HB: I don’t think things have become more complicated in terms of the procedures, but it’s perhaps become tougher to get a green light from CFIUS. That’s because in addition to the new law, there’s a far more proactive posture by the current administration in using CFIUS. That stance has been evolving in the executive branch—we’ve seen an increase in reviews over the past five to seven years—but I think this administration has adopted a very strong “lean-in” CFIUS approach.
There are two reasons for that. The Chinese account for a very large percentage of transactions reviewed by CFIUS, and that country is in the sights of many policymakers for a whole set of reasons, especially concerning the relationship between national security and US global competitiveness. I also think that the worldwide race in high technology has sped up. It’s not all about technology—a deal involving the ports in Dubai was ultimately blocked, though it had little to do with technology.
Several years ago, a Chinese pork company—then named Shuanghui—proposed to acquire Smithfield Ham. People involved in the transaction could not imagine why that would be of any concern to CFIUS—it’s pork, not a port or advanced technology. That was a bit naive. Indeed, the Senate Agriculture Committee ended up having a hearing about the transaction. Outsiders automatically went to “food supply and China.” The transaction, which I discussed in my Forbes column last year, actually involved the Chinese procuring Smithfield pork to be sold in China.
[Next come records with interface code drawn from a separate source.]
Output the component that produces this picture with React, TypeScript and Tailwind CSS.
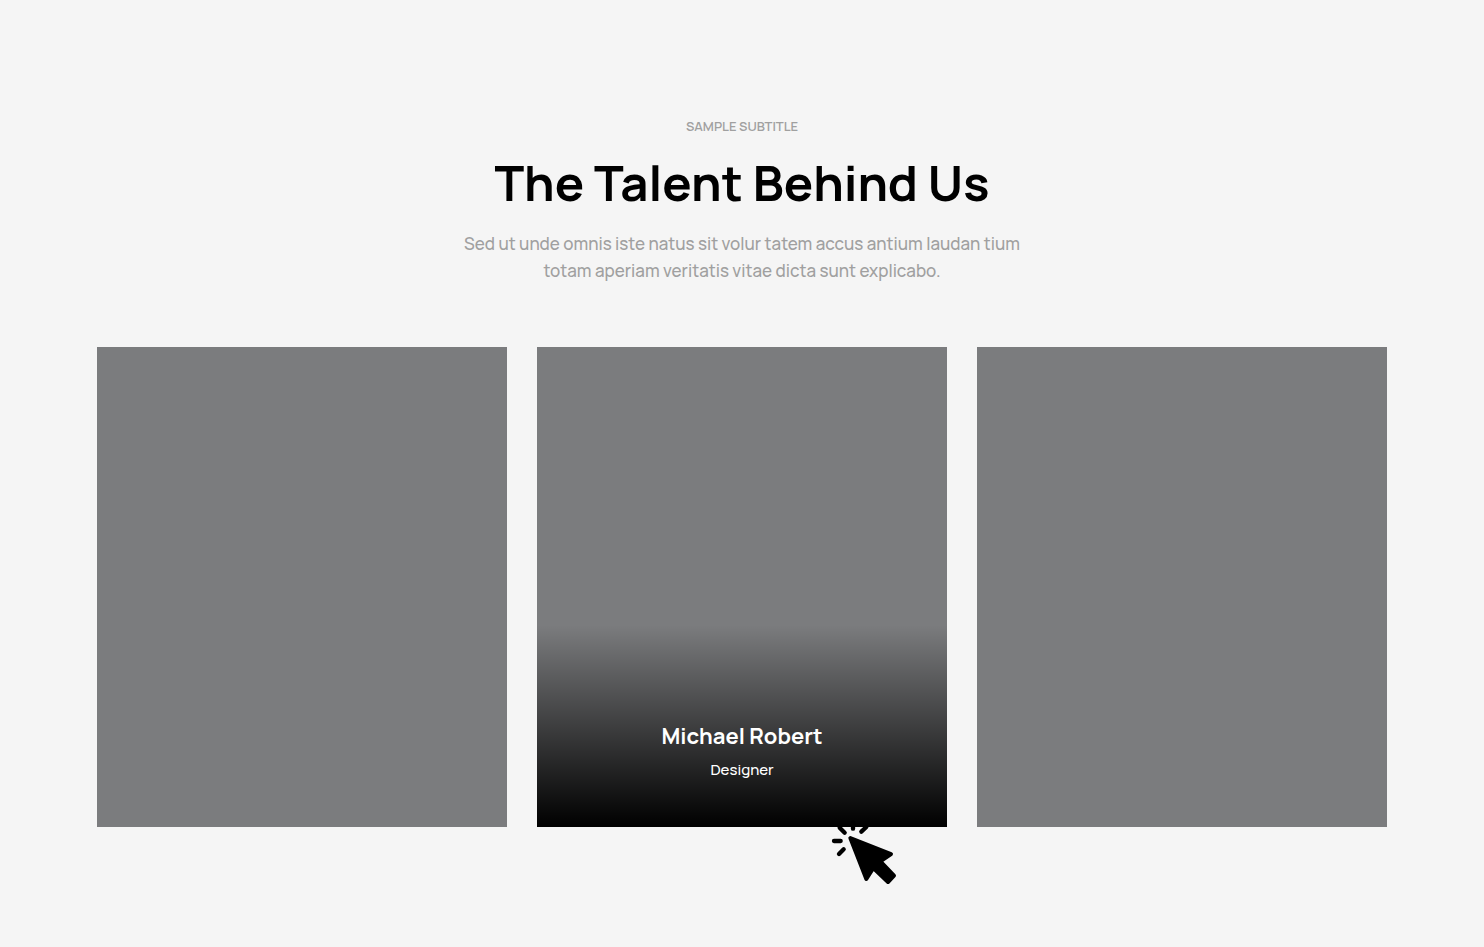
import React from "react";

type Member = { id: number; name: string; role: string; active: boolean };

const members: Member[] = [
  { id: 1, name: "", role: "", active: false },
  { id: 2, name: "Michael Robert", role: "Designer", active: true },
  { id: 3, name: "", role: "", active: false },
];

function ClickCursor() {
  return (
    <svg
      viewBox="33 12 201 198"
      className="absolute right-[49px] -bottom-[58px] z-10 h-[66px] w-[67px]"
      aria-hidden="true"
    >
      <g stroke="#000" strokeWidth="13" strokeLinecap="round" fill="none">
        <path d="M99 22V41M42 78H62M57 117L71 103M59 38L74 53M139 36L124 50" />
      </g>
      <path
        d="M91 69L213 117L181 139L222 182L204 201L160 159L139 192Z"
        fill="#000"
        stroke="#000"
        strokeWidth="12"
        strokeLinejoin="round"
      />
    </svg>
  );
}

function MemberCard({ member }: { member: Member }) {
  return (
    <article className="relative flex h-[480px] flex-col justify-end bg-[#7b7c7e]">
      {member.active && (
        <>
          <div className="flex h-[202px] flex-col items-center justify-end bg-linear-to-t from-black to-transparent pb-[45px] text-center text-white">
            <h3 className="text-[22px] leading-8 font-bold">{member.name}</h3>
            <p className="mt-[6px] text-[15px] leading-6 font-medium">{member.role}</p>
          </div>
          <ClickCursor />
        </>
      )}
    </article>
  );
}

export default function App() {
  return (
    <main className="min-h-screen bg-[#f5f5f5] px-6 pt-[116px] pb-[120px] font-['Manrope','Inter',sans-serif]">
      <header className="mx-auto flex max-w-[620px] flex-col items-center text-center">
        <p className="text-[13px] leading-5 font-semibold text-[#a0a0a0]">SAMPLE SUBTITLE</p>
        <h2 className="mt-[15px] text-[49px] leading-[64px] font-bold whitespace-nowrap text-black">
          The Talent Behind Us
        </h2>
        <p className="mt-[15px] text-[17px] leading-[27px] font-medium text-[#a0a0a0]">
          Sed ut unde omnis iste natus sit volur tatem accus antium laudan tium
          <br />
          totam aperiam veritatis vitae dicta sunt explicabo.
        </p>
      </header>
      <section className="mx-auto mt-[63px] grid max-w-[1290px] grid-cols-3 gap-[30px]">
        {members.map((member) => (
          <MemberCard key={member.id} member={member} />
        ))}
      </section>
    </main>
  );
}
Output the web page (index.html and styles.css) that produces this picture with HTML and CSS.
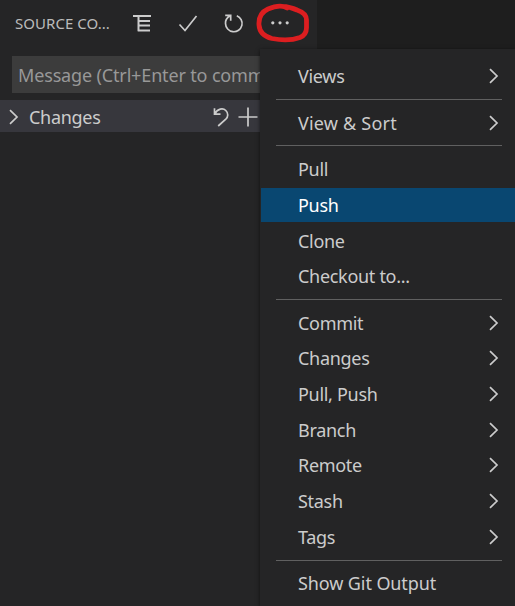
FILE: index.html
```html
<!DOCTYPE html>
<html lang="en">
<head>
<meta charset="utf-8">
<title>Source Control</title>
<link rel="stylesheet" href="styles.css">
</head>
<body>
<svg class="symbols" width="0" height="0">
  <symbol id="chevron" viewBox="0 0 10 16"><path d="M1 1.2 8 8 1 14.8"/></symbol>
</svg>
<div class="window">
  <aside class="sidebar">
    <header class="toolbar">
      <h1 class="title">SOURCE CO...</h1>
      <div class="actions">
        <svg class="icon list" viewBox="0 0 20 20"><path d="M1 3h18M6.500 3v15M6.500 8H18M6.500 12.500H18M5.700 17.500H18"/></svg>
        <svg class="icon" viewBox="0 0 20 20"><path d="M1.500 11.500 7 17.500 18.500 3"/></svg>
        <svg class="icon" viewBox="0 0 20 20"><path d="M1.200 2.300h5.500v5.500M6.500 2.600C3.500 4.400 1.200 7.300 1.500 10.600a8.300 8.300 0 1 0 11.300-7.900"/></svg>
        <svg class="icon dots" viewBox="0 0 20 20"><circle cx="2.800" cy="9.800" r="1.600"/><circle cx="10" cy="9.800" r="1.600"/><circle cx="17.200" cy="9.800" r="1.600"/></svg>
      </div>
    </header>
    <div class="message">Message (Ctrl+Enter to commit)</div>
    <div class="changes">
      <svg class="chevron"><use href="#chevron"/></svg>
      <span class="changes-label">Changes</span>
      <svg class="discard" viewBox="0 0 16 20"><path d="M1.500 1.200v6h6M1.800 6.900C4.500 1.500 10 .8 12.800 3.500s2.400 6.200 0 8.600L5.200 19"/></svg>
      <svg class="add" viewBox="0 0 20 20"><path d="M10 .5v19M.5 10h19"/></svg>
    </div>
  </aside>
  <nav class="menu">
    <div class="item"><span>Views</span><svg class="chevron"><use href="#chevron"/></svg></div>
    <hr>
    <div class="item"><span class="wide">View &amp; Sort</span><svg class="chevron"><use href="#chevron"/></svg></div>
    <hr>
    <div class="item"><span>Pull</span></div>
    <div class="item selected"><span>Push</span></div>
    <div class="item"><span>Clone</span></div>
    <div class="item"><span>Checkout to...</span></div>
    <hr>
    <div class="item"><span>Commit</span><svg class="chevron"><use href="#chevron"/></svg></div>
    <div class="item"><span>Changes</span><svg class="chevron"><use href="#chevron"/></svg></div>
    <div class="item"><span>Pull, Push</span><svg class="chevron"><use href="#chevron"/></svg></div>
    <div class="item"><span>Branch</span><svg class="chevron"><use href="#chevron"/></svg></div>
    <div class="item"><span>Remote</span><svg class="chevron"><use href="#chevron"/></svg></div>
    <div class="item"><span>Stash</span><svg class="chevron"><use href="#chevron"/></svg></div>
    <div class="item"><span>Tags</span><svg class="chevron"><use href="#chevron"/></svg></div>
    <hr>
    <div class="item"><span class="output">Show Git Output</span></div>
  </nav>
  <svg class="marker" viewBox="0 0 60 44"><path d="M33 8C28 5 20 6.500 14 9 7.500 12 4.500 18 5 25c.5 7 5 11.500 13 13.500 10 2 21 1.500 28-1 5-2 6.500-5 6.500-10v-7.500c0-5-3.500-8-9.500-10C39 8 34 6.500 28 6.300"/></svg>
</div>
</body>
</html>
```

FILE: styles.css
```css
* { box-sizing: border-box; }

body {
  margin: 0;
  background: #1e1e1e;
  font: 18px/24px "Noto Sans", "Open Sans", sans-serif;
  letter-spacing: -0.3px;
  color: #cccccc;
}

svg {
  fill: none;
  stroke: #cccccc;
  stroke-width: 1.7;
}

.symbols { position: absolute; }

.window {
  position: relative;
  width: 515px;
  height: 606px;
  overflow: hidden;
}

.sidebar {
  width: 317px;
  height: 606px;
  background: #252526;
}

.toolbar {
  display: flex;
  align-items: center;
  height: 45px;
  padding-left: 15px;
}

.title {
  width: 117px;
  margin: 0;
  font-size: 15px;
  font-weight: 400;
  letter-spacing: 0.05px;
  white-space: nowrap;
  color: #bbbbbb;
}

.actions {
  display: flex;
  gap: 26px;
}

.icon {
  width: 20px;
  height: 20px;
}

.list { stroke-width: 2; }

.dots {
  fill: #cccccc;
  stroke: none;
}

.message {
  height: 37px;
  margin: 11px 0 7px 12px;
  padding: 7px 6px;
  background: #3c3c3c;
  color: #989898;
  letter-spacing: -0.15px;
  white-space: nowrap;
}

.changes {
  display: flex;
  align-items: center;
  width: 261px;
  height: 32px;
  padding: 1px 3px 0 9px;
  background: #37373d;
}

.changes-label {
  margin: 0 auto 0 10px;
}

.chevron {
  width: 10px;
  height: 16px;
}

.discard {
  width: 16px;
  height: 20px;
  margin-right: 9px;
}

.add {
  width: 20px;
  height: 20px;
}

.menu {
  position: absolute;
  top: 49px;
  left: 260px;
  width: 255px;
  height: 557px;
  padding: 9.200px 0 0 1px;
  background: #252526;
  box-shadow: 0 1px 4px rgba(0, 0, 0, 0.6);
}

.item {
  display: flex;
  align-items: center;
  justify-content: space-between;
  height: 35.650px;
  padding: 0 16px 0 37px;
}

.selected {
  height: 34.650px;
  margin: 0.500px 0;
  background: #094771;
  color: #ffffff;
}

.wide { letter-spacing: 0.2px; }

.output { letter-spacing: -0.1px; }

hr {
  height: 1px;
  margin: 5px 13px 5px 15px;
  border: 0;
  background: #606060;
}

.marker {
  position: absolute;
  top: 0;
  left: 254px;
  width: 60px;
  height: 44px;
  stroke: #dc1e20;
  stroke-width: 4.800;
  stroke-linecap: round;
}
```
It had nothing to do with the US food supply. What made things more difficult for those involved was they did not pre-notify CFIUS early enough, and the media and eventually Capitol Hill got involved. It shows that with CFIUS, there’s always going to be a political overlay, and not just when advanced technology is involved. But if you look at the sectoral focus from CFIUS, more and more they’re aiming at advanced technology because that’s uppermost in peoples’ minds.
Next year, CFIUS will get the authority to scrutinize non-controlling investments into companies that maintain or collect personal data of citizens that “may be exploited in a manner that threatens national security.” Viewed against the authority already granted to CFIUS, is this new development a game changer?
HB: This is important—at least speaking as an economist who works on corporate governance disputes, especially in the context of cross-border transactions and investment. It’s important to consider that it’s not necessarily ownership in and of itself that generates control. There have always been gray areas around minority shareholders of a transaction or new venture and the weight and influence they might bring to bear, post-consummation. Just because they don’t have majority ownership doesn’t mean they can’t be influential. If the idea behind CFIUS is about assessing the prospects for a transaction regarding national security, it would not be intellectually rigorous to rule a party out just because they’re not a majority shareholder. As I have written, you want to assess how much of a threat a party to a transaction might actually engender, regardless of the size of their ownership.
Given all that’s changed with CFIUS in the past year and the Trump administration’s stance on trade, do you have any predictions for what will happen next?
HB: Between now and 2020, it would be foolish to think that CFIUS will not be increasingly proactive. Where we are headed with respect to CFIUS is probably along the lines of how the US enforces antitrust statutes, particularly in mergers and acquisitions. For years now, the US has specified certain market shares and other triggers about which firms could determine whether the combined market shares of a transaction would trigger a review by the Federal Trade Commission or the Department of Justice. The provision requiring that in the US is known as Hart-Scott-Rodino (named after the legislators who authored the statute). On a regular basis, the US government issues the Hart-Scott-Rodino thresholds, basically parameters that allow companies thinking about mergers, as well as the lawyers advising them, to make judgments about whether or not a particular deal will trigger an investigation.
I think, with CFIUS, we’re beginning to go down that path. From both policymaking and investment-making perspectives, it’s hard to argue against greater transparency. One may not agree with the Hart-Scott-Rodino thresholds or the so-called “pilot industries” and other parameters specified in CFIUS’ regulations. But the worst enemy of economic and investment decision making is uncertainty. So having CFIUS become more transparent and articulated is helpful—whether or not you like the intensity of such oversight.